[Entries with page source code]
--- begin ---

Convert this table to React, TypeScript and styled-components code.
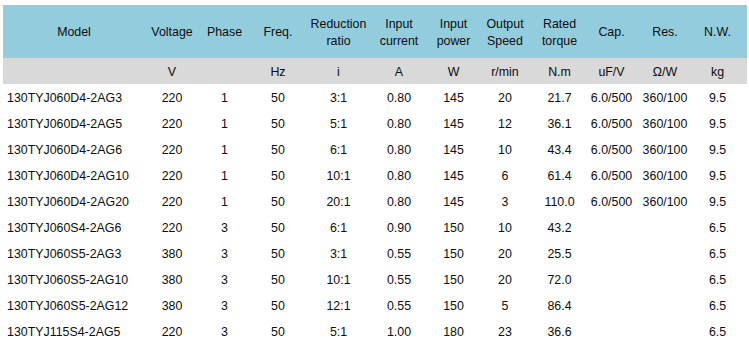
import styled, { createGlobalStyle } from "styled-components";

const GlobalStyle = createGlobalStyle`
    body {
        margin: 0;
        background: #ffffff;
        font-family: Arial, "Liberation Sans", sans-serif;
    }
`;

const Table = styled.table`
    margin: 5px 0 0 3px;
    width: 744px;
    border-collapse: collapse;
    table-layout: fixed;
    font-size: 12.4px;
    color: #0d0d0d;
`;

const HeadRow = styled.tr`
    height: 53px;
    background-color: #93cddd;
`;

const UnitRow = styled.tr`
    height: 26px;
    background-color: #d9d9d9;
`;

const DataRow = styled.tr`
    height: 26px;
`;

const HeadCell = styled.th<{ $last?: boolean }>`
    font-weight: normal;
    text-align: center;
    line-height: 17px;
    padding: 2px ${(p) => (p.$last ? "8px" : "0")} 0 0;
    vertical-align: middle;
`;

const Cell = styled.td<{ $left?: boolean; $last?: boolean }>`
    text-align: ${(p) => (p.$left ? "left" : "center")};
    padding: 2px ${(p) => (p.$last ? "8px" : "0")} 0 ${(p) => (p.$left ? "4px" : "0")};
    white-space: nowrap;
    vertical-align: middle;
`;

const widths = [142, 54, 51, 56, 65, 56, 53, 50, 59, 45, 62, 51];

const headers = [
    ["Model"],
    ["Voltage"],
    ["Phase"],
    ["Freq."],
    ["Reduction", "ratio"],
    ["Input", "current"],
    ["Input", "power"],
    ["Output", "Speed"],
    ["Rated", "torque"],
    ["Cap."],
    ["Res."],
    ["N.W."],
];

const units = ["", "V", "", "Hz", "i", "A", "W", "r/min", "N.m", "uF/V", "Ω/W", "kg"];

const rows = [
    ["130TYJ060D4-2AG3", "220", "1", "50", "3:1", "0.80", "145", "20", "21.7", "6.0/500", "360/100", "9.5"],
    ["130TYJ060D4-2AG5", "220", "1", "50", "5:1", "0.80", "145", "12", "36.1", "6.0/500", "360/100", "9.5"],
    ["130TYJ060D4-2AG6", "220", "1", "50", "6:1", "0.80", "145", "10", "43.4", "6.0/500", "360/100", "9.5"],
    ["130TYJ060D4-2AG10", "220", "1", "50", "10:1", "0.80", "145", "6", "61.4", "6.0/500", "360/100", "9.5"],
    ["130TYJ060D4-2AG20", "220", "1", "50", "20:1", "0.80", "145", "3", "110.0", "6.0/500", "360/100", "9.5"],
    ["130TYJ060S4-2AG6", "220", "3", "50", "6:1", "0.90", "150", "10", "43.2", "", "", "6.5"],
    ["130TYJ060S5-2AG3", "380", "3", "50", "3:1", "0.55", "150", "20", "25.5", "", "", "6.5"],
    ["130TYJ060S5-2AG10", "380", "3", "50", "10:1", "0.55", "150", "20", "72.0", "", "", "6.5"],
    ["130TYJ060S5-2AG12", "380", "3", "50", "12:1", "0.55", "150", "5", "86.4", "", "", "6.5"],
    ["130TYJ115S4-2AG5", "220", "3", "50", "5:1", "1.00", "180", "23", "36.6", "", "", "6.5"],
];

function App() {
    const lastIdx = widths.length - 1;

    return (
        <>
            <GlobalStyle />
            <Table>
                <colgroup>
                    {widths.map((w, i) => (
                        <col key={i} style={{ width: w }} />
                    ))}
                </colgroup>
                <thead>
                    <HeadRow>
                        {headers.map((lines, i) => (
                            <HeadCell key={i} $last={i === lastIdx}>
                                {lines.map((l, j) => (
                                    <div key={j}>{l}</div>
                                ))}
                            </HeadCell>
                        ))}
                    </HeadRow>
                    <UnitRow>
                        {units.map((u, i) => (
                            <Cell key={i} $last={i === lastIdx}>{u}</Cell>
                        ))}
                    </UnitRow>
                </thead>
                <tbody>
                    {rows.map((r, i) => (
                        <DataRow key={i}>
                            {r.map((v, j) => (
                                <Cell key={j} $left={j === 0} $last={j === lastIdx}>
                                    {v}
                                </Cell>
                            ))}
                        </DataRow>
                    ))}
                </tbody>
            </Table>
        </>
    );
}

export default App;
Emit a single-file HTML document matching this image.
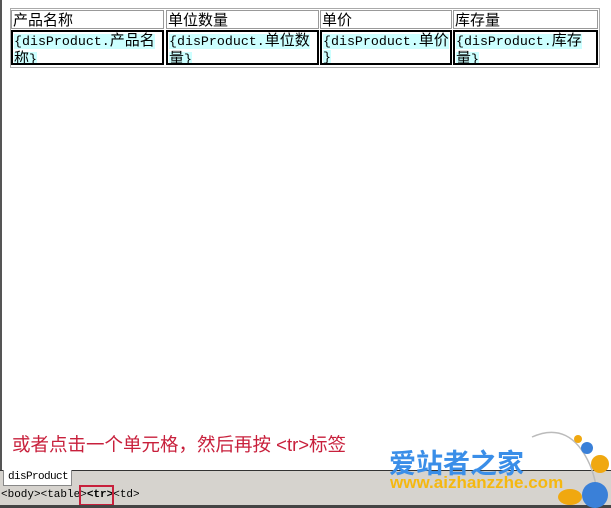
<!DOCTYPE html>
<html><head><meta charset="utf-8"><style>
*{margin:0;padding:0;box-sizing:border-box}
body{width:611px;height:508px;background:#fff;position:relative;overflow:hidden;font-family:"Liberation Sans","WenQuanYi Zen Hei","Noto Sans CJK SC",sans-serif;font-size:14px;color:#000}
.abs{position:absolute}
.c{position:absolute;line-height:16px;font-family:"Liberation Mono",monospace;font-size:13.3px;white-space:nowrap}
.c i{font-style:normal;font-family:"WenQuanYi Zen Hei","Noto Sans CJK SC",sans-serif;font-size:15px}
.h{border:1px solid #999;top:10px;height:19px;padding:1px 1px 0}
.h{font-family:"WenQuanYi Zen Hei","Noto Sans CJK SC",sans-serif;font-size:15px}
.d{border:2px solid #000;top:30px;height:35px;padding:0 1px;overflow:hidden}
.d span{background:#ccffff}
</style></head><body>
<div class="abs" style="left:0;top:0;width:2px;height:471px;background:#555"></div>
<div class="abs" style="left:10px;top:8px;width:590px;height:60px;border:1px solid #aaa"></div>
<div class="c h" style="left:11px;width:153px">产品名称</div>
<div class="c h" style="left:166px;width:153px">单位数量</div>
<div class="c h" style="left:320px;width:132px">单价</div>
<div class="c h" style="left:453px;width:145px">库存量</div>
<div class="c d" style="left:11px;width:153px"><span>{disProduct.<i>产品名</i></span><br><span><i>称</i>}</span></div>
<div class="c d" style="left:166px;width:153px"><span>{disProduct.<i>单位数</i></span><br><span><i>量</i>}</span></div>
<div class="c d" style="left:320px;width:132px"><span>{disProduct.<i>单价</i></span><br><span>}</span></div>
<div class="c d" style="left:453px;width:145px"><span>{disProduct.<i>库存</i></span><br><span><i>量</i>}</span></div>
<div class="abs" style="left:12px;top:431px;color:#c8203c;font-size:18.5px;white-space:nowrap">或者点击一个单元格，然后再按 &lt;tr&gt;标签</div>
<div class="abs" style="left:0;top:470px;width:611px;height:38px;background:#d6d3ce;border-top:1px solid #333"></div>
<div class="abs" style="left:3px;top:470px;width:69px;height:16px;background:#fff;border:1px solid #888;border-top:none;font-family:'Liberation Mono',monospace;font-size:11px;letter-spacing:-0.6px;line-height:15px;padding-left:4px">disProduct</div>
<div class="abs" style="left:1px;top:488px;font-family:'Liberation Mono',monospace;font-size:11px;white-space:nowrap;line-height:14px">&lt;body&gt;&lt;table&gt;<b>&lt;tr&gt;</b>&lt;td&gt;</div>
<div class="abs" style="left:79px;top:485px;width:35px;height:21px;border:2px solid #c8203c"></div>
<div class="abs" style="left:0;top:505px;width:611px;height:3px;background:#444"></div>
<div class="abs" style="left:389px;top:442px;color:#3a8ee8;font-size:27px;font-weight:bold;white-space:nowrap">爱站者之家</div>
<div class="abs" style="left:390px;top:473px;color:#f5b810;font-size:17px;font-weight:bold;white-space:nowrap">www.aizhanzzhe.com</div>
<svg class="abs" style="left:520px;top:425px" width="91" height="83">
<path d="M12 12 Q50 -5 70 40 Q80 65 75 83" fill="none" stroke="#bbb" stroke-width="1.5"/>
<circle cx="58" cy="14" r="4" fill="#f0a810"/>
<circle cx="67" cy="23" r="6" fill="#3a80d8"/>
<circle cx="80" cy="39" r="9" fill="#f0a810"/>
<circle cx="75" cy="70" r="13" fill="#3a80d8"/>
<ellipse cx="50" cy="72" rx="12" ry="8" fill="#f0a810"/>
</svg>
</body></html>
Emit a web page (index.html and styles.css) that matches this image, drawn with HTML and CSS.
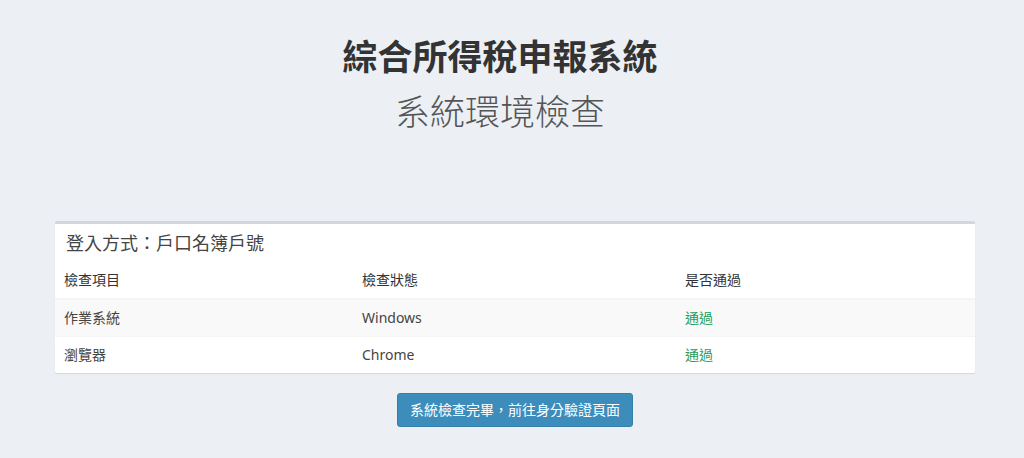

--- end ---

# Exercise description
Extract every line above that contains the word "image".

# Reply
Emit a single-file HTML document matching this image.
Emit a web page (index.html and styles.css) that matches this image, drawn with HTML and CSS.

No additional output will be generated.